Challenged, but retained as part of Senior Advanced Placement English at the Valley
View High School in Jonesboro, Ark. The issue arose after two patrons disapproved of the novel because of a scene depicting male-on-male rape, sexual innuendo, and vulgar language, as well as religious content throughout the book.
Challenged as optional reading in the tenth-grade honors class at Troy, Pa. Area Schools because the novel depicts a sodomy rape in graphic detail and uses vulgar language.
Challenged, but retained as part of the Waukesha, Wis., West High School curriculum despite claims the book “desensitizes students to violence.” The New York Times best seller is set against a backdrop of tumultuous events, from the fall of Afghanistan’s monarchy through the Soviet military intervention, the exodus of refugees to Pakistan and the United States, and the rise of the Taliban regime. A number of adaptations were created following publication, including several stage performances and a graphic novel. The film of the same name was nominated for the Golden Globe Award for Best Foreign Language Film in 2007.
Suspended, but later reinstated as approved reading at the Buncombe County, N.C. schools. The complainant, a self-described “conservative government watchdog,” cited state law requiring local boards of education to include “character education” in the curriculum. She also said schools must teach sex education from an abstinence-only perspective. The book is used in tenth-grade honors English classes and parents can request an alternative reading assignment for the child. The New York Times bestseller is set against a backdrop of tumultuous events, from the fall of Afghanistan’s monarchy through the Soviet military intervention, the exodus of refugees to Pakistan and the United States, and the rise of the Taliban regime. A number of adaptations were created following publication, including several stage performances and a graphic novel. The film of the same name was nominated for the Golden Globe Award for Best Foreign Language Film in 2007.
2006 OBOC Book "The Glass Castle" by Jeannette Walls
Challenged at the William S. Hart Union High School District in Saugus, Calif. as required summer reading for the honors English program. The 2005 memoir chronicles the author’s harsh childhood and family life and includes profanity, criticisms of Christianity, and accounts of sexual abuse and prostitution. Students have the option of alternative assignments that still meet objectives and teaching goals.
Challenged, but retained as part of the tenth-grade English curriculum in the Sade-Central City High School classrooms in Cairnbrook, Pa. The 2005 best-selling memoir in which Walls describes her hardscrabble upbringing includes sexual assault, casual profanity, drunkenness, seeing the family cat pitched from a moving car, and having to drink ditch water. Even critics of the graphic book praise its theme — overcoming adversity.

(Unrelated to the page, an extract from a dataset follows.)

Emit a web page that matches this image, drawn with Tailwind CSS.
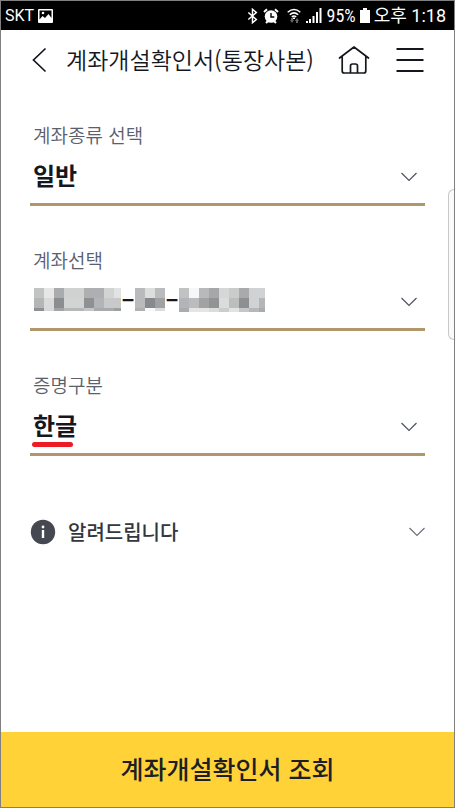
<!DOCTYPE html>
<html lang="ko">
<head>
<meta charset="utf-8">
<meta name="viewport" content="width=device-width, initial-scale=1">
<title>계좌개설확인서(통장사본)</title>
<script src="https://cdn.jsdelivr.net/npm/@tailwindcss/browser@4"></script>
</head>
<body class="bg-white font-['Noto_Sans_CJK_KR',sans-serif] text-[#15171e]">
<div class="relative flex min-h-screen flex-col border border-[#808080]">

  <!-- Status bar -->
  <div class="flex h-[29px] items-center bg-black pr-2 pl-1 font-[Roboto,'Noto_Sans_CJK_KR',sans-serif] text-white">
    <span class="text-[16px] leading-6">SKT</span>
    <svg class="ml-1 h-[14px] w-[15px]" viewBox="0 0 15 14" aria-hidden="true"><path fill="#fff" fill-rule="evenodd" d="M1 0h13a1 1 0 0 1 1 1v12a1 1 0 0 1-1 1H1a1 1 0 0 1-1-1V1a1 1 0 0 1 1-1zM1.500 1.500v9l3-3.500 2.500 2 3.500-4 3 4V1.500z"/><circle cx="5" cy="4" r="1.300" fill="#fff"/></svg>
    <div class="ml-auto flex items-center">
      <svg class="h-4 w-[11px]" viewBox="0 0 11 16" fill="none" stroke="#fff" stroke-width="1.500" aria-hidden="true"><path d="M1.300 4.500l8 7L5.500 14.700V1.300l3.800 3.200-8 7"/></svg>
      <svg class="ml-[5px] h-4 w-[16px]" viewBox="0 0 16 16" aria-hidden="true"><circle cx="8" cy="8.500" r="6.300" fill="#fff"/><path d="M1 4l3-2.700M15 4l-3-2.700M3 15l2-2M13 15l-2-2" stroke="#fff" stroke-width="2"/><path d="M8 5v4h3.300" fill="none" stroke="#000" stroke-width="1.400"/></svg>
      <svg class="ml-2 h-4 w-[14px]" viewBox="0 0 14 16" fill="none" stroke="#fff" stroke-width="1.500" aria-hidden="true"><path d="M.7 4.200Q7-1.200 13.300 4.200M2.800 6.700Q7 3 11.200 6.700M4.800 9Q7 7.200 9.200 9"/><path d="M7 9.500v1.500" stroke-width="2"/><path fill="#666" stroke="none" d="M3 12h1v-2h2v2h1l-2 3zM8 13l2-3 2 3h-1v2H9v-2z"/></svg>
      <svg class="ml-[5px] h-4 w-[16px]" viewBox="0 0 16 16" fill="#fff" aria-hidden="true"><path d="M0 13h2v2H0zM3 11h2v4H3zM6.500 8h2v7h-2zM10 4h2v11h-2zM13.500 0h2v15h-2z"/></svg>
      <span class="ml-[5px] font-['Roboto_Condensed',Roboto,sans-serif] text-[18px] leading-6">95%</span>
      <svg class="ml-1 h-[15px] w-[10px]" viewBox="0 0 10 15" fill="#fff" aria-hidden="true"><path d="M3 0h4v2h3v13H0V2h3z"/></svg>
      <span class="ml-1 text-[18px] leading-6">오후 1:18</span>
    </div>
  </div>

  <!-- Header -->
  <header class="flex h-[60px] items-center pr-[30px] pl-[30px]">
    <button type="button" aria-label="뒤로" class="flex h-8 w-[35px] shrink-0 items-center"><svg class="h-[26px] w-4" viewBox="0 0 16 26" fill="none" stroke="#15171e" stroke-width="1.700"><path d="M14.500 1.500L2.500 13l12 11.500"/></svg></button>
    <h1 class="pb-[2px] text-[23px] leading-8 font-[350] whitespace-nowrap">계좌개설확인서(통장사본)</h1>
    <a href="#" aria-label="홈" class="ml-auto"><svg class="h-[30px] w-8" viewBox="0 0 32 30" fill="none" stroke="#15171e" stroke-width="1.700" stroke-linejoin="round" stroke-linecap="round"><path d="M1.500 13L16 2l14.500 11M4.200 11.500V26a2 2 0 0 0 2 2h19.600a2 2 0 0 0 2-2V11.500M12.500 28v-7a2 2 0 0 1 2-2h3a2 2 0 0 1 2 2v7"/></svg></a>
    <button type="button" aria-label="메뉴" class="ml-[26px]"><svg class="block h-6 w-7" viewBox="0 0 28 24" fill="none" stroke="#15171e" stroke-width="2"><path d="M.5 1h27M.5 12h27M.5 23h27"/></svg></button>
  </header>

  <main class="flex flex-col gap-10 px-[29px] pt-[31px]">
    <div class="border-b-3 border-[#b0966a]">
      <label for="kind" class="block px-[3px] text-[19px] leading-7 font-[350] text-[#5a606c]">계좌종류 선택</label>
      <div class="relative flex h-[54px] items-center">
        <select id="kind" class="h-full w-full appearance-none bg-transparent px-[3px] pb-[2px] text-[24px] font-bold"><option>일반</option></select>
        <svg class="pointer-events-none absolute top-[23px] right-2 h-[10px] w-4" viewBox="0 0 16 10" fill="none" stroke="#4d535d" stroke-width="1.200"><path d="M.5 1L8 8.500 15.500 1"/></svg>
      </div>
    </div>

    <div class="border-b-3 border-[#b0966a]">
      <label for="account" class="block px-[3px] text-[19px] leading-7 font-[350] text-[#5a606c]">계좌선택</label>
      <div class="relative flex h-[54px] items-center px-[4px] pb-[2px]">
        <!-- Masked account number -->
        <svg class="h-6 w-[87px] shrink-0" viewBox="0 0 87 24" shape-rendering="crispEdges" aria-hidden="true">
          <path fill="#c2c3c3" d="M0 0h10v10H0z"/><path fill="#e6e6e6" d="M10 0h10v10H10z"/><path fill="#a9abac" d="M20 0h10v10H20z"/><path fill="#d0d2d2" d="M30 0h20v10H30z"/><path fill="#adafb0" d="M50 0h20v10H50z"/><path fill="#d2d4d4" d="M70 0h10v10H70z"/><path fill="#e0e3e2" d="M80 0h7v10h-7z"/>
          <path fill="#b3b5b7" d="M0 10h10v10H0z"/><path fill="#dadada" d="M10 10h10v10H10z"/><path fill="#8b8d8f" d="M20 10h10v10H20z"/><path fill="#d2d4d3" d="M30 10h20v10H30z"/><path fill="#8e9092" d="M50 10h10v10H50z"/><path fill="#b2b4b7" d="M60 10h10v10H60z"/><path fill="#c8caca" d="M70 10h17v10H70z"/>
          <path fill="#8e9091" d="M0 20h10v3H0z"/><path fill="#d8d8d8" d="M10 20h10v3H10z"/><path fill="#a1a3a4" d="M20 20h10v3H20z"/><path fill="#b6b7b8" d="M30 20h20v3H30z"/><path fill="#c5c6c7" d="M50 20h10v3H50z"/><path fill="#a8aaab" d="M60 20h20v3H60z"/><path fill="#9c9e9f" d="M80 20h7v3h-7z"/>
        </svg>
        <span class="w-[14px] pb-[6px] text-center text-[24px] leading-6 font-bold">–</span>
        <svg class="h-6 w-[30px] shrink-0" viewBox="0 0 30 24" shape-rendering="crispEdges" aria-hidden="true">
          <path fill="#b8babb" d="M0 0h10v20H0z"/><path fill="#dcdddc" d="M10 0h10v10H10z"/><path fill="#b9bbbc" d="M20 0h10v10H20z"/><path fill="#88898c" d="M10 10h10v10H10z"/><path fill="#a0a1a3" d="M20 10h10v10H20z"/><path fill="#aeb0b1" d="M0 20h10v3H0z"/><path fill="#f9f9f9" d="M10 20h10v3H10z"/><path fill="#dadbdb" d="M20 20h10v3H20z"/>
        </svg>
        <span class="w-[14px] pb-[6px] text-center text-[24px] leading-6 font-bold">–</span>
        <svg class="h-6 w-[86px] shrink-0" viewBox="0 0 86 24" shape-rendering="crispEdges" aria-hidden="true">
          <path fill="#c1c2c3" d="M0 0h10v10H0z"/><path fill="#f7f7f7" d="M10 0h10v10H10z"/><path fill="#b7b9bb" d="M20 0h10v10H20z"/><path fill="#a5a7a9" d="M30 0h10v10H30z"/><path fill="#d5d8d7" d="M40 0h10v10H40z"/><path fill="#c9cccb" d="M50 0h10v10H50z"/><path fill="#a8aaab" d="M60 0h10v10H60z"/><path fill="#d0d2d3" d="M70 0h16v20H70z"/>
          <path fill="#b2b4b7" d="M0 10h10v10H0z"/><path fill="#babcbe" d="M10 10h10v10H10z"/><path fill="#a1a2a4" d="M20 10h10v10H20z"/><path fill="#929395" d="M30 10h10v10H30z"/><path fill="#dbdcdc" d="M40 10h10v10H40z"/><path fill="#bcbebe" d="M50 10h10v10H50z"/><path fill="#8d8f91" d="M60 10h10v10H60z"/><path fill="#b4b6b8" d="M80 10h6v10h-6z"/>
          <path fill="#aaacad" d="M0 20h10v4H0z"/><path fill="#e5e5e5" d="M10 20h20v4H10z"/><path fill="#dbdcdc" d="M30 20h10v4H30z"/><path fill="#cbcdcd" d="M40 20h10v4H40z"/><path fill="#e1e2e2" d="M50 20h10v4H50z"/><path fill="#c5c6c7" d="M60 20h10v4H60z"/><path fill="#b5b7b8" d="M70 20h10v4H70z"/><path fill="#a9abac" d="M80 20h6v4h-6z"/>
        </svg>
        <select id="account" class="absolute inset-0 appearance-none bg-transparent"><option value="1" aria-label="선택한 계좌"></option></select>
        <svg class="pointer-events-none absolute top-[23px] right-2 h-[10px] w-4" viewBox="0 0 16 10" fill="none" stroke="#4d535d" stroke-width="1.200"><path d="M.5 1L8 8.500 15.500 1"/></svg>
      </div>
    </div>

    <div class="border-b-3 border-[#b0966a]">
      <label for="lang" class="block px-[3px] text-[19px] leading-7 font-[350] text-[#5a606c]">증명구분</label>
      <div class="relative flex h-[54px] items-center">
        <select id="lang" class="h-full w-full appearance-none bg-transparent px-[3px] pb-[2px] text-[24px] font-bold"><option>한글</option></select>
        <span class="pointer-events-none absolute bottom-[6px] left-[2px] h-[5px] w-[41px] rounded-full bg-[#ed1c24]"></span>
        <svg class="pointer-events-none absolute top-[23px] right-2 h-[10px] w-4" viewBox="0 0 16 10" fill="none" stroke="#4d535d" stroke-width="1.200"><path d="M.5 1L8 8.500 15.500 1"/></svg>
      </div>
    </div>
  </main>

  <button type="button" aria-expanded="false" class="mx-[29px] mt-[60px] mb-8 flex items-center text-left text-[20px] leading-8 font-medium text-[#333740]">
    <svg class="mr-3 h-[26px] w-[26px]" viewBox="0 0 26 26" aria-hidden="true"><circle cx="13" cy="13" r="12.200" fill="#454851"/><circle cx="13" cy="8" r="1.400" fill="#fff"/><path d="M13 11v8" stroke="#fff" stroke-width="2.400"/></svg>
    알려드립니다
    <svg class="ml-auto h-[10px] w-4" viewBox="0 0 16 10" fill="none" stroke="#6c717d" stroke-width="1.200" aria-hidden="true"><path d="M.5 1L8 8.500 15.500 1"/></svg>
  </button>

  <button type="button" class="mt-auto h-[75px] w-full bg-[#ffd338] pb-1 text-[25px] leading-8 font-medium text-[#1c1f26]">계좌개설확인서 조회</button>

  <!-- Side handle -->
  <div class="absolute top-[188px] right-0 h-[151px] w-[6px] rounded-l-md border border-r-0 border-[#c8c8c8] bg-[#fafafc]"></div>
</div>
</body>
</html>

Removed, but later returned as an assigned reading for ninth-grade honors English in the Traverse City, Mich. West Senior High School. The 2005 best-selling memoir recounts the author’s experience growing up in a dysfunctional family with an alcoholic father and a mother who suffered from mental illness. It includes explicit language and references to child molestation, adolescent sexual exploits, and violence.

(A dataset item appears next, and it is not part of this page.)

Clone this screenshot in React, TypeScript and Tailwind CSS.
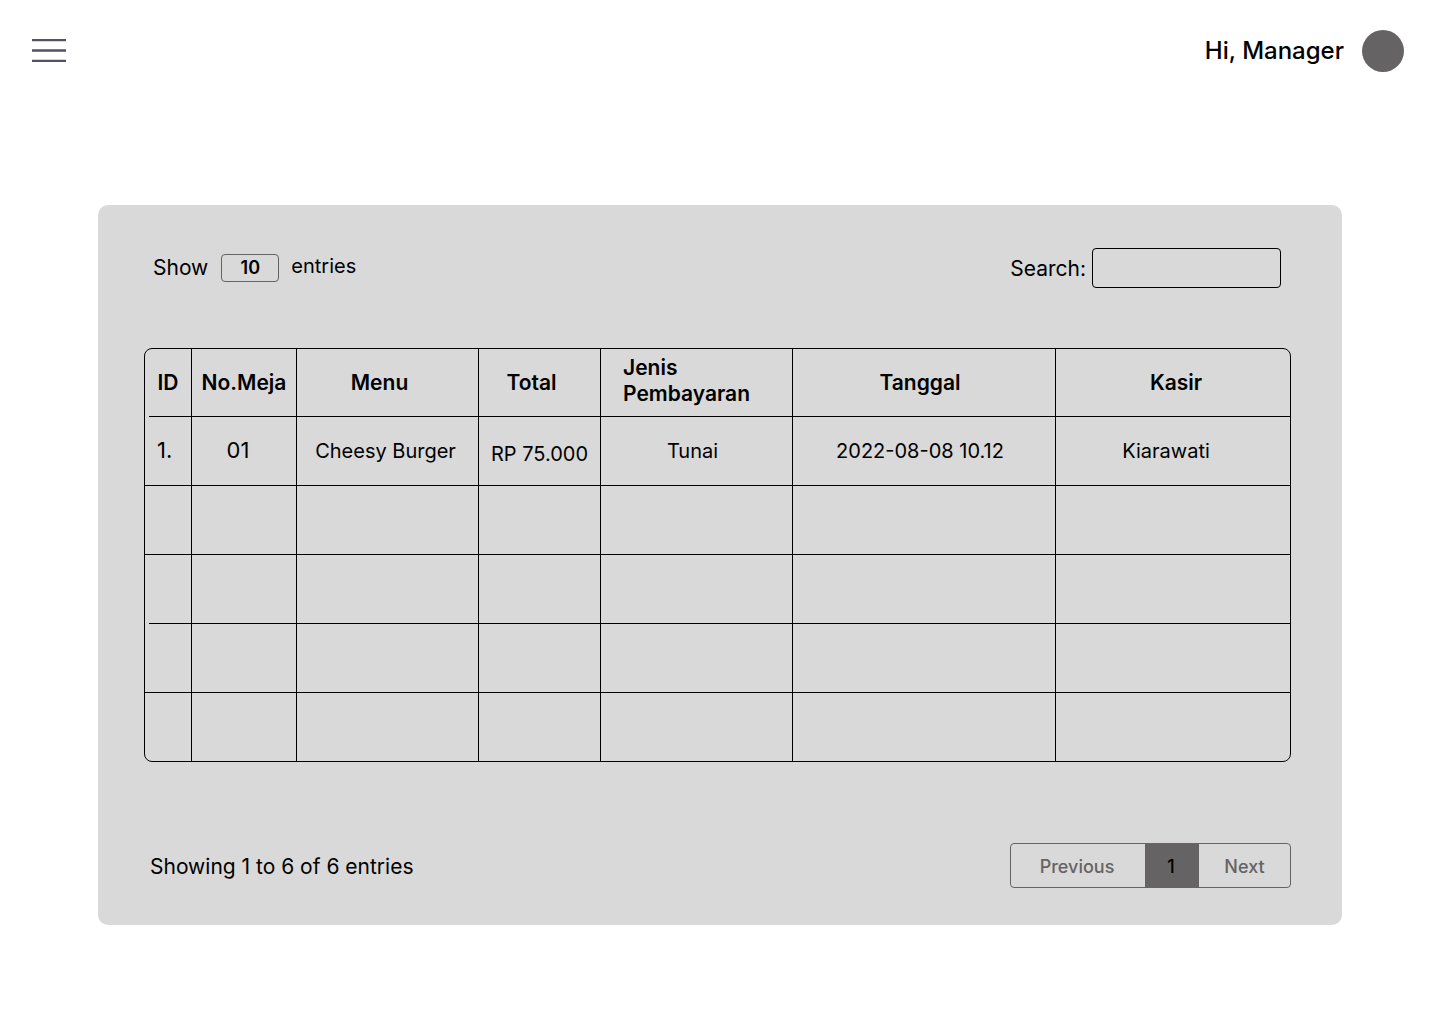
import { useState } from "react";

type Column = {
  label: string;
  width: string;
  head: string;
  cell: string;
};

const columns: Column[] = [
  { label: "ID", width: "w-[47px]", head: "text-center", cell: "pb-0.5 pl-3 text-left text-[22px]" },
  { label: "No.Meja", width: "w-[105px]", head: "text-center", cell: "pr-3 pb-0.5 text-center text-[22px]" },
  { label: "Menu", width: "w-[182px]", head: "pr-4 text-center", cell: "pr-1 text-center text-xl" },
  { label: "Total", width: "w-[122px]", head: "pr-4 text-center", cell: "pt-1.5 text-center text-xl" },
  { label: "Jenis Pembayaran", width: "w-[192px]", head: "px-[22px] pb-1 text-left", cell: "pr-2 text-center text-xl" },
  { label: "Tanggal", width: "w-[263px]", head: "pr-2 text-center", cell: "pr-2 text-center text-xl" },
  { label: "Kasir", width: "", head: "pl-1.5 text-center", cell: "pr-3.5 text-center text-xl" },
];

const rows: string[][] = [
  ["1.", "01", "Cheesy Burger", "RP 75.000", "Tunai", "2022-08-08 10.12", "Kiarawati"],
  ["", "", "", "", "", "", ""],
  ["", "", "", "", "", "", ""],
  ["", "", "", "", "", "", ""],
  ["", "", "", "", "", "", ""],
];

/* Row rule that starts a little inside the table's left edge. */
const insetRule =
  "relative after:absolute after:right-0 after:bottom-0 after:left-1 after:h-px after:bg-black";

function TopBar() {
  return (
    <header className="flex items-center justify-between pt-[30px] pr-9 pl-8">
      <button type="button" aria-label="Open menu" className="cursor-pointer">
        <svg width="34" height="24" viewBox="0 0 34 24" fill="none" stroke="#535163" strokeWidth="2.3">
          <path d="M0 1.2H34M0 11.5H34M0 21.8H34" />
        </svg>
      </button>
      <div className="flex items-center gap-[18px]">
        <span className="text-2xl font-medium">Hi, Manager</span>
        <span className="size-[42px] rounded-full bg-[#656363]" />
      </div>
    </header>
  );
}

function OrdersTable() {
  return (
    <div className="overflow-hidden rounded-lg border border-black">
      <table className="w-full table-fixed border-separate border-spacing-0 text-black">
        <colgroup>
          {columns.map((c) => (
            <col key={c.label} className={c.width} />
          ))}
        </colgroup>
        <thead>
          <tr className="h-[68px]">
            {columns.map((c, i) => (
              <th
                key={c.label}
                scope="col"
                className={`border-r border-black text-[21px] leading-[26px] font-semibold last:border-r-0 ${
                  i === 0 ? insetRule : "border-b"
                } ${c.head}`}
              >
                {c.label}
              </th>
            ))}
          </tr>
        </thead>
        <tbody>
          {rows.map((row, r) => (
            <tr key={r} className="group h-[69px] last:h-[68px]">
              {row.map((value, i) => (
                <td
                  key={i}
                  className={`border-r border-black leading-7 whitespace-nowrap group-last:border-b-0 last:border-r-0 ${
                    i === 0 && r === 2 ? insetRule : "border-b"
                  } ${columns[i].cell}`}
                >
                  {value}
                </td>
              ))}
            </tr>
          ))}
        </tbody>
      </table>
    </div>
  );
}

export default function App() {
  const [query, setQuery] = useState("");
  const [size, setSize] = useState("10");

  return (
    <div className="min-h-screen bg-white pb-24 font-['Inter',sans-serif] text-black">
      <TopBar />
      <main className="mx-[98px] mt-[133px] rounded-[10px] bg-[#d9d9d9] pt-[43px] pr-[51px] pb-[37px] pl-[46px]">
        <div className="flex items-center justify-between pr-[10px] pl-[9px]">
          <div className="flex items-center gap-3">
            <label htmlFor="size" className="pr-px text-[21px] leading-7">
              Show
            </label>
            <select
              id="size"
              value={size}
              onChange={(e) => setSize(e.target.value)}
              className="h-7 w-[58px] appearance-none rounded border border-[#656363] bg-transparent text-center text-lg leading-6 font-semibold [text-align-last:center]"
            >
              <option>10</option>
              <option>25</option>
              <option>50</option>
            </select>
            <span className="pb-1 text-xl leading-7">entries</span>
          </div>
          <div className="flex items-center gap-[6px]">
            <label htmlFor="search" className="pt-0.5 text-[21px] leading-7">
              Search:
            </label>
            <input
              id="search"
              type="text"
              value={query}
              onChange={(e) => setQuery(e.target.value)}
              className="h-10 w-[189px] rounded border border-black bg-transparent px-2 text-lg"
            />
          </div>
        </div>

        <div className="mt-[60px]">
          <OrdersTable />
        </div>

        <div className="mt-[81px] flex items-center justify-between pl-[6px]">
          <p className="pt-0.5 text-[21px] leading-7">Showing 1 to 6 of 6 entries</p>
          <nav
            aria-label="Pagination"
            className="flex h-[45px] overflow-hidden rounded border border-[#656363] text-lg font-medium text-[#656363]"
          >
            <button type="button" className="w-[134px] cursor-pointer pt-0.5 pr-0.5">
              Previous
            </button>
            <button type="button" aria-current="page" className="w-[54px] cursor-pointer bg-[#656363] pt-0.5 pr-0.5 text-black">
              1
            </button>
            <button type="button" className="w-[91px] cursor-pointer pt-0.5">
              Next
            </button>
          </nav>
        </div>
      </main>
    </div>
  );
}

Challenged at the McPherson, Kans. High School pre-AP English freshman class. A school
committee unanimously determined the book was appropriately placed in the curriculum noting the district’s opt-out policy, which allows all families to opt their children out of any assignment, and ask for an alternate one. The committee made a series of recommendations to the superintendent, who sent a letter to the parents informing them of these recommendations and asking if they desired to appeal the committee’s decision. No one appealed the decision.
Suspended in 2014 from the Highland Park, Tex., Independent School District’s approved book list by the school superintendent. The decision sparked a backlash and drew national attention. The superintendent then reinstated the book. In February 2015, the school district trustees approved policy changes on how the district selects books and handles parents’ objections. The challenged memoir is about growing up in poverty with a father who spent his money on alcohol and a mother who became homeless.
Suspended at the Ambridge, Pa. High School because the book is “racist and sexually explicit.” The challenged memoir is about growing up in poverty with a father who spent his money on alcohol and a mother who became homeless. Published in 2005, the memoir spent a total of 261 weeks on the New York Times bestseller list and is now under development as a film by Paramount. By late 2007, The Glass Castle had sold over 2.7 million copies, had been translated into 22 languages, and received the Christopher Award, the American Library Association’s Alex Award (2006), and the Books for Better Living Award.
2011 OBOC Book "Extremely Loud and Incredibly Close" by Jonathan Safran Foer
Challenged in the Richland, Wash. School District. Used in a tenth-grade honors language arts class at Hanford High, the book tells the story of Oskar Schell, a young boy whose father died in the 9/11 World Trade Center attacks. The book contains profanity, sex, and descriptions of violence.
Removed from the Mattoon, Ill. High School curriculum because of “its use of lewd and possibly offensive materials.” The novel’s narrator is a nine-year-old boy, Oskar Schell, who lost his father in the 9/11 attack on the World Trade Center, and is convinced that his dad left a final message for him somewhere in the city. The book was named to the New York Public Library’s “Books to Remember” list and to the American Library Association’s Notable Books for Adults (2006). A film adaptation of the novel was released on January 20, 2012, starring Tom Hanks and Sandra Bullock.